Deux membres du comité (désigné par le comité) dont l’un appartient à la catégorie des cadres techniciens et agents de maîtrise et l’autre à la catégorie des employés et ouvriers peuvent assister aux assemblées générales (même article). Ils sont entendus, à leur demande, lors de toutes les délibérations requérant l’unanimité des associés (même article). Cette dernière faculté exige donc une procédure d’“audience” des membres avant toute prise de décisions si les décisions ne sont pas prises en assemblée.
A noter : on sait que dans les SAS, les assemblées ne sont pas de droit surtout lorsque la société n’a qu’un seul associé. Les décisions peuvent en effet se prendre par acte sous signature privée si les statuts de la société le prévoient. L’exécution des droits visés ci-dessus (requérir l’inscription de projets de décisions à l’ordre du jour ou assister aux décisions des associés) peut donc soulever des difficultés (certains estimant que ces droits ne peuvent s’exercer en cas de décisions par acte sous signature privée, d’autres estimant que le risque de délit d’entrave nécessite de trouver des solutions permettant l’exercice de ces droits).
A noter : les statuts de SAS doivent, en tout état de cause, fixer les règles relatives aux modalités d'examen des demandes d'inscription des projets de résolution adressées par les comités sociaux et économiques (R. 2312-34 du code du travail).
A noter : les associés de SAS employant 300 salariés ou plus sont sensés recevoir le bilan social, le texte visant les “sociétés par actions” sans autre distinction, incluant donc les SAS, mais visant des textes, pour sa communication, uniquement applicables aux sociétés anonymes et, par extension, aux sociétés en commandite par actions (L. 2312-32 du code du travail).
Gestion courante
Le comité social et économique peut émettre des avis et des vœux dans l’exercice de ses attributions consultatives (L. 2312-15 du code du travail) ou soumettre des vœux (L. 2312-73 du code du travail).
Il est consulté annuellement en l’absence d’accord visé à l’article L. 2312-19 du code du travail (L. 2312-22 du code du travail).
A noter : le comité social et économique aurait la qualité (article 31 du code de procédure civile) et l’intérêt à agir pour demander la désignation d’un administrateur provisoire (cour d’appel de Paris, 15 octobre 2021, n° 20/07190). La désignation d’un administrateur provisoire nécessite des circonstances qui rendent impossibles le fonctionnement normal de la société et la menace d’un péril imminent.
Modification de l’organisation juridique
Dans certains cas non expressément énumérés, le comité social et économique devra être informé et consulté. Il s’agit des cas entraînant une “modification de [l’]organisation […] juridique” de l’entreprise (article L. 2312-8 du code du travail, anciennement L. 2323-33 du même code).

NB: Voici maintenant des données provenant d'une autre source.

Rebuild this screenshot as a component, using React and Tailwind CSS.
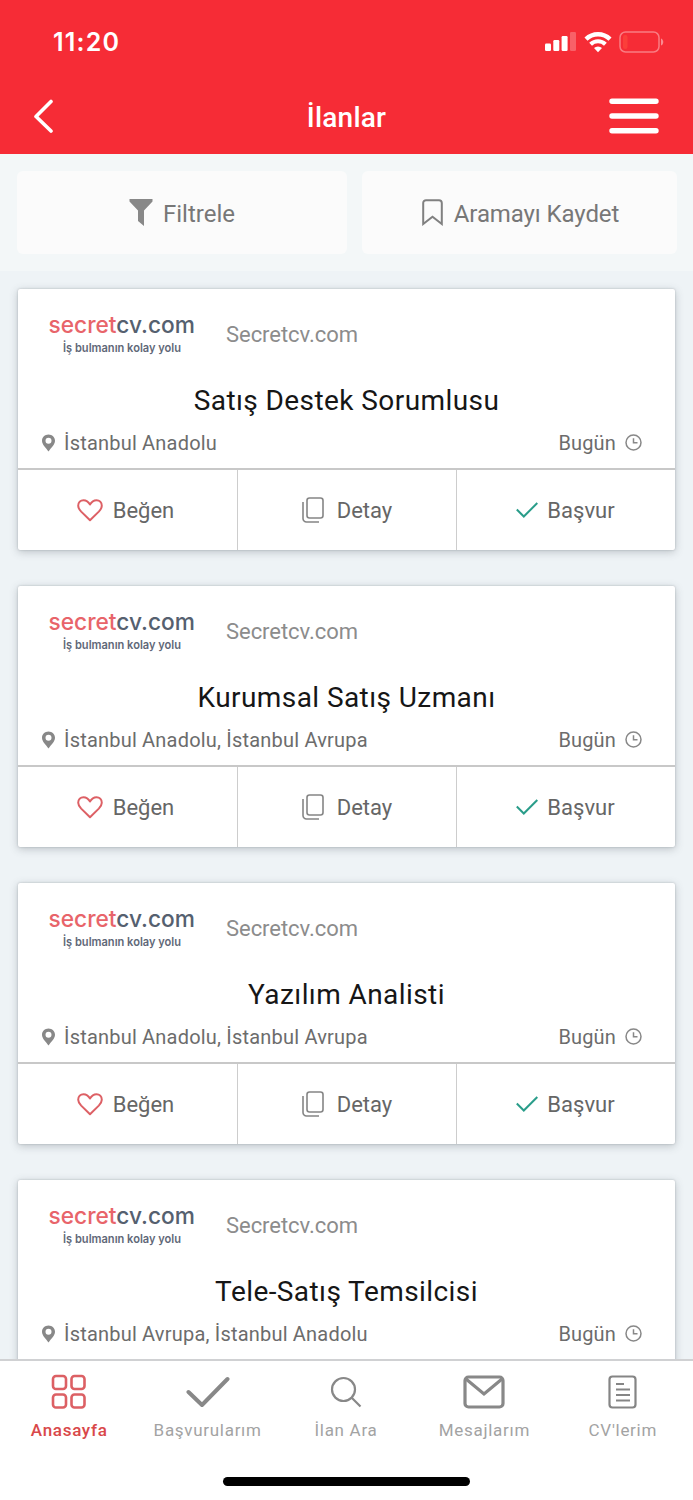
const ilanlar = [
    { id: 1, baslik: 'Satış Destek Sorumlusu', sehir: 'İstanbul Anadolu' },
    { id: 2, baslik: 'Kurumsal Satış Uzmanı', sehir: 'İstanbul Anadolu, İstanbul Avrupa' },
    { id: 3, baslik: 'Yazılım Analisti', sehir: 'İstanbul Anadolu, İstanbul Avrupa' },
    { id: 4, baslik: 'Tele-Satış Temsilcisi', sehir: 'İstanbul Avrupa, İstanbul Anadolu' },
]

function StatusBar() {
    return (
        <div className="flex h-[80px] items-center justify-between pt-[4px] pl-[53px] pr-[29px]">
            <span className="font-['Inter',sans-serif] text-[25px] font-semibold leading-none tracking-[1.2px]">11:20</span>
            <div className="flex items-center">
                <svg width="31" height="20" viewBox="0 0 31 20" fill="currentColor">
                    <rect x="0" y="11.5" width="6" height="7.5" rx="1.2" />
                    <rect x="8.3" y="8" width="6" height="11" rx="1.2" />
                    <rect x="16.6" y="4" width="6" height="15" rx="1.2" />
                    <rect x="25" y="0" width="6" height="19" rx="1.2" opacity="0.25" />
                </svg>
                <svg className="ml-[8px]" width="28" height="21" viewBox="0 0 28 21" fill="none" stroke="currentColor" strokeWidth="4.4">
                    <path d="M2 7.2a17.2 17.2 0 0 1 24 0" />
                    <path d="M6.600 12.200a10.600 10.600 0 0 1 14.800 0" strokeWidth="4" />
                    <path d="M14 20.200l-4-4.100a5.800 5.800 0 0 1 8 0z" fill="currentColor" stroke="none" />
                </svg>
                <svg className="ml-[7px]" width="45" height="22" viewBox="0 0 45 22" fill="none">
                    <rect x="1" y="1" width="39" height="20" rx="5.5" stroke="#fff" strokeOpacity="0.38" strokeWidth="1.5" />
                    <rect x="4" y="4" width="4.5" height="14" rx="2" fill="#fb3f3a" />
                    <path d="M42 7.5c3 1 3 6 0 7z" fill="#fff" fillOpacity="0.45" />
                </svg>
            </div>
        </div>
    )
}

function Header() {
    return (
        <header className="h-[154px] shrink-0 bg-[#f62c36] text-white">
            <StatusBar />
            <div className="grid h-[72px] grid-cols-3 items-center pl-[34px] pr-[34px]">
                <svg width="20" height="34" viewBox="0 0 20 34" fill="none" stroke="currentColor" strokeWidth="3.6" strokeLinecap="round" strokeLinejoin="round">
                    <path d="M17 2.500L2 17.500l15 14.500" />
                </svg>
                <h1 className="pt-[4px] text-center text-[28px] font-medium leading-none tracking-[0.2px]">İlanlar</h1>
                <svg className="justify-self-end" width="50" height="36" viewBox="0 0 50 36" stroke="currentColor" strokeWidth="5.4" strokeLinecap="round">
                    <path d="M3 3.300h44M3 18h44M3 32.700h44" />
                </svg>
            </div>
        </header>
    )
}

function FilterBar() {
    return (
        <div className="flex h-[117px] shrink-0 gap-[15px] bg-[#f3f7f8] pt-[17px] pl-[17px] pr-[16px] text-[#777]">
            <button className="flex h-[83px] w-[330px] items-center justify-center rounded-[6px] bg-[#fbfbfb] text-[24px]">
                <svg className="mr-[10px]" width="24" height="27" viewBox="0 0 24 27" fill="#888">
                    <path d="M0.500 0h23v2.500L15 11.500v15.500l-6-5V11.500L0.500 2.500z" />
                </svg>
                <span className="pt-[2px]">Filtrele</span>
            </button>
            <button className="flex h-[83px] w-[315px] items-center justify-center rounded-[6px] bg-[#fbfbfb] pl-[2px] text-[24px]">
                <svg className="mr-[11px]" width="21" height="27" viewBox="0 0 21 27" fill="none" stroke="#808080" strokeWidth="2">
                    <path d="M1.200 25V4a2.800 2.800 0 0 1 2.800-2.800h13A2.800 2.800 0 0 1 19.800 4v21l-9.300-7.200z" />
                </svg>
                <span className="pt-[2px] tracking-[-0.1px]">Aramayı Kaydet</span>
            </button>
        </div>
    )
}

function Logo() {
    return (
        <svg width="150" height="56" viewBox="0 0 150 56" className="font-['Inter',sans-serif]">
            <text x="0.500" y="24.500" fontSize="23.500" fontWeight="500" textLength="146.500" lengthAdjust="spacingAndGlyphs" fill="#e8646a">
                secret<tspan fill="#55606f">cv.com</tspan>
            </text>
            <text x="15" y="43.500" fontSize="12" fontWeight="600" textLength="118" lengthAdjust="spacingAndGlyphs" fill="#5f6878">İş bulmanın kolay yolu</text>
        </svg>
    )
}

function JobCard({ ilan }) {
    return (
        <article className="flex h-[261px] shrink-0 flex-col rounded-[2px] bg-white shadow-[0_2px_8px_rgba(60,70,80,0.28),0_0_2px_rgba(60,70,80,0.3)]">
            <div className="flex h-[81px] pt-[19px] pl-[30px]">
                <Logo />
                <span className="ml-[28px] mt-[14px] text-[22px] leading-[26px] tracking-[-0.05px] text-[#8c8c8c]">Secretcv.com</span>
            </div>
            <h2 className="h-[60px] pt-[14px] text-center text-[28px] leading-[34px] tracking-[0.42px] text-[#161616]">{ilan.baslik}</h2>
            <div className="flex h-[38px] items-center pb-[12px] pl-[24px] pr-[33px] text-[20px] text-[#6c6c6c]">
                <svg className="mr-[9px]" width="13" height="18" viewBox="0 0 13 18" fill="#888">
                    <path fillRule="evenodd" d="M6.500 0.500C2.900 0.500 0 3.300 0 6.800 0 10.700 4 14 6.500 17.500 9 14 13 10.700 13 6.800 13 3.300 10.100 0.500 6.500 0.500zM6.500 3.800a3 3 0 1 1 0 6 3 3 0 0 1 0-6z" />
                </svg>
                <span className="flex-1 tracking-[0.2px]">{ilan.sehir}</span>
                <span className="tracking-[0.15px]">Bugün</span>
                <svg className="mt-[-1px] ml-[9px]" width="17" height="17" viewBox="0 0 17 17" fill="none" stroke="#888" strokeWidth="1.500">
                    <circle cx="8.500" cy="8.500" r="7.500" />
                    <path d="M8.500 4.200v4.600h4" />
                </svg>
            </div>
            <div className="grid flex-1 grid-cols-[220px_219px_1fr] divide-x divide-[#cdcdcd] border-t-2 border-[#c8c8c8] text-[22px] text-[#666]">
                <button className="flex items-center justify-center pr-[4px]">
                    <svg className="mr-[10px]" width="26" height="23" viewBox="0 0 26 23" fill="none" stroke="#dd6065" strokeWidth="2" strokeLinejoin="round">
                        <path d="M13 5.500C11 2 8.500 1.200 6.500 1.200 3.500 1.200 1.200 3.600 1.200 6.700c0 2.600 1.500 4.300 3 5.900L13 21.300l8.800-8.700c1.500-1.600 3-3.300 3-5.900 0-3.100-2.300-5.500-5.300-5.500-2 0-4.500 0.800-6.500 4.300z" />
                    </svg>
                    <span className="pt-px">Beğen</span>
                </button>
                <button className="flex items-center justify-center">
                    <svg className="mr-[13px]" width="22" height="26" viewBox="0 0 22 26" fill="none" stroke="#858585" strokeWidth="1.600">
                        <rect x="5" y="1" width="16" height="20" rx="2.500" />
                        <path d="M1 5v16.500A3.500 3.500 0 0 0 4.500 25H17" />
                    </svg>
                    <span className="pt-px">Detay</span>
                </button>
                <button className="flex items-center justify-center pr-px">
                    <svg className="mr-[9px]" width="22" height="16" viewBox="0 0 22 16" fill="none" stroke="#2a9d8a" strokeWidth="2">
                        <path d="M0.800 7.500l7 7L21.300 1" />
                    </svg>
                    <span className="pt-px">Başvur</span>
                </button>
            </div>
        </article>
    )
}

function TabItem({ label, active, children }) {
    return (
        <button className={`flex h-full flex-1 flex-col items-center text-[17px] tracking-[0.7px] ${active ? 'font-medium text-[#d9484a]' : 'text-[#a3a3a3]'}`}>
            <span className="flex h-[61px] items-center">{children}</span>
            <span className="mt-[-2px] leading-[20px]">{label}</span>
        </button>
    )
}

function TabBar() {
    return (
        <nav className="h-[141px] shrink-0 border-t-2 border-[#d0d1d3] bg-white">
            <div className="mr-px flex h-[100px]">
                <TabItem label="Anasayfa" active>
                    <svg width="36" height="36" viewBox="0 0 36 36" fill="none" stroke="#dc6064" strokeWidth="2.600">
                        <rect x="2" y="2" width="13" height="13" rx="3" />
                        <rect x="20.500" y="2" width="13" height="13" rx="3" />
                        <rect x="2" y="20.500" width="13" height="13" rx="3" />
                        <rect x="20.500" y="20.500" width="13" height="13" rx="3" />
                    </svg>
                </TabItem>
                <TabItem label="Başvurularım">
                    <svg width="44" height="32" viewBox="0 0 44 32" fill="none" stroke="#888" strokeWidth="4" strokeLinecap="round" strokeLinejoin="round">
                        <path d="M2.500 16L16 29 41.500 3" />
                    </svg>
                </TabItem>
                <TabItem label="İlan Ara">
                    <svg width="32" height="32" viewBox="0 0 32 32" fill="none" stroke="#888" strokeWidth="2.200">
                        <circle cx="13.500" cy="13.500" r="11.500" />
                        <path d="M21.500 21.500l9 9" />
                    </svg>
                </TabItem>
                <TabItem label="Mesajlarım">
                    <svg width="42" height="34" viewBox="0 0 42 34" fill="none" stroke="#888" strokeWidth="3.200">
                        <rect x="2" y="2" width="38" height="30" rx="3.500" />
                        <path d="M3 4l18 15L39 4" />
                    </svg>
                </TabItem>
                <TabItem label="CV'lerim">
                    <svg width="29" height="34" viewBox="0 0 29 34" fill="none" stroke="#858585" strokeWidth="2.200">
                        <rect x="1.500" y="1.500" width="26" height="31" rx="3" />
                        <path d="M8 9h8M8 14.500h14M8 20h14M8 25.500h14" />
                    </svg>
                </TabItem>
            </div>
            <div className="mx-auto mt-[16px] h-[9px] w-[247px] rounded-full bg-black" />
        </nav>
    )
}

function App() {
    return (
        <div className="flex h-[1500px] w-[693px] flex-col overflow-hidden bg-[#eef3f6] font-['Roboto',sans-serif]">
            <Header />
            <FilterBar />
            <main className="flex min-h-0 flex-1 flex-col gap-[36px] overflow-hidden pt-[18px] pl-[18px] pr-[18px]">
                {ilanlar.map((ilan) => (
                    <JobCard key={ilan.id} ilan={ilan} />
                ))}
            </main>
            <TabBar />
        </div>
    )
}

export default App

Il peut s’agir des opérations de fusion, de scission, de cession partielle de fonds de commerce ou d’une branche d’activité (soumis ou non au régime des scissions), de modification de l’organisation de la direction (par exemple passage d’une présidence à un mode d’organisation collégial de type directoire), de transfert du siège social.
Il s’agit également, pour les petites et moyennes entreprises, du changement de contrôle de la société (voir article L. 23-10-7 du code de commerce) ou de la cession du fonds de commerce (voir article L. 141-28 du code de commerce) le législateur ayant présupposé que l’information-consultation devait être faite.
Opération de gestion
Le comité social et économique peut également demander en référé la désignation d'un ou plusieurs experts chargés de présenter un rapport sur une ou plusieurs opérations de gestion (article L. 225-231 du code de commerce).
Récusation ou révocation d’un commissaire aux comptes
Le comité social et économique peut demander en justice la récusation (article L. 823-6 du code de commerce) ou la révocation (article L. 823-7 du code de commerce) d’un commissaire aux comptes
Situation économique préoccupante
Le comité social et économique peut demander lorsqu’il “a connaissance de faits de nature à affecter de manière préoccupante la situation économique de l'entreprise”, au dirigeant de lui fournir des explications (articles L. 2312-63 du code du travail et L. 234-3 du code de commerce).
Il reçoit, en cas de mise en jeu par le commissaire aux comptes de la procédure d’alerte sur “des faits de nature à compromettre la continuité de l'exploitation”, communication de la réponse du président ou de l’organe de direction (articles L. 234-2 et R. 234-5 du code de commerce), des décisions du président ou de l’organe de direction suite à l’invitation du commissaire aux comptes (articles L. 234-1 et R. 234-2 du code de commerce) ou le rapport du commissaire aux comptes en cas de carences du préisident ou de l’organe de direction (articles L. 234-1 et R. 234-3 et R. 234-6 du code de commerce).
Comité social et économique des petites entreprises
Le comité social et économique de SAS d’au moins 11 salariés mais de moins de 50 salariés disposent des mêmes prérogatives que celles prévues, en cas de “faits de nature à affecter de manière préoccupante la situation économique de l'entreprise” ou en cas de procédure d’alerte, pour le comité social et économique de SAS d’au moins 50 salariés.